X-Plane 9 is currently in beta 2. Long-time X-Plane users know that a lot of bugs get fixed between early and late betas, and they also know that a good number of bugs get added between the early betas.*
If all goes well, X-Plane 9 beta 3 will be out in a few days. My advice is: don't panic. X-Plane beta 2 crashes for a number of users, so our top priority is to fix the crash and get the fix out ASAP. If your bug doesn't get fixed in beta 3, it's probably because we're still working on it but didn't want to delay getting the crash fix to users.
Similarly, beta 3 will include some performance improvements, but more are coming. Beta 3 doesn't represent the end of our performance tuning, it represents the first beta that we can do serious analysis with. We only have a fraction of all of the supported video cards within the company, so if your computer is having performance problems, well, we'll figure out what's going on in beta 3 and then fix it.

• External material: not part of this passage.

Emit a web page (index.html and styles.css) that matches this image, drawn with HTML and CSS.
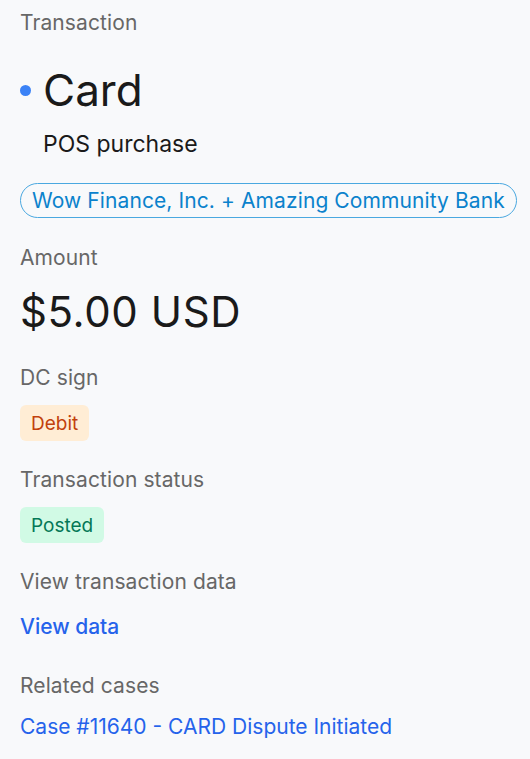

* Our approach to bug fixing is: if a piece of code is buggy because it's subsystem has a design problem, we go in and fix the design problem, even if we're in beta. Other companies might say "no fixing design problems (which changes more code) during beta." But the way I look at it, badly designed code is just going to cause problems all the time until it's fixed, and it has to be fixed some day, so why wait.
(Why would there be badly designed code in X-Plane, or any computer program? Computer programs change over time, and the functionality they perform changes and grows. As this happens, the designs of the past no longer make sense for future requirements. In my experience most design problems come from code "outgrowing" its framework.
So our approach is to upgrade the framework as soon as it shows signs of growing pains, rather than jamming as many features into the existing framework as possible until it becomes so overcrowded that we can't get anything done.)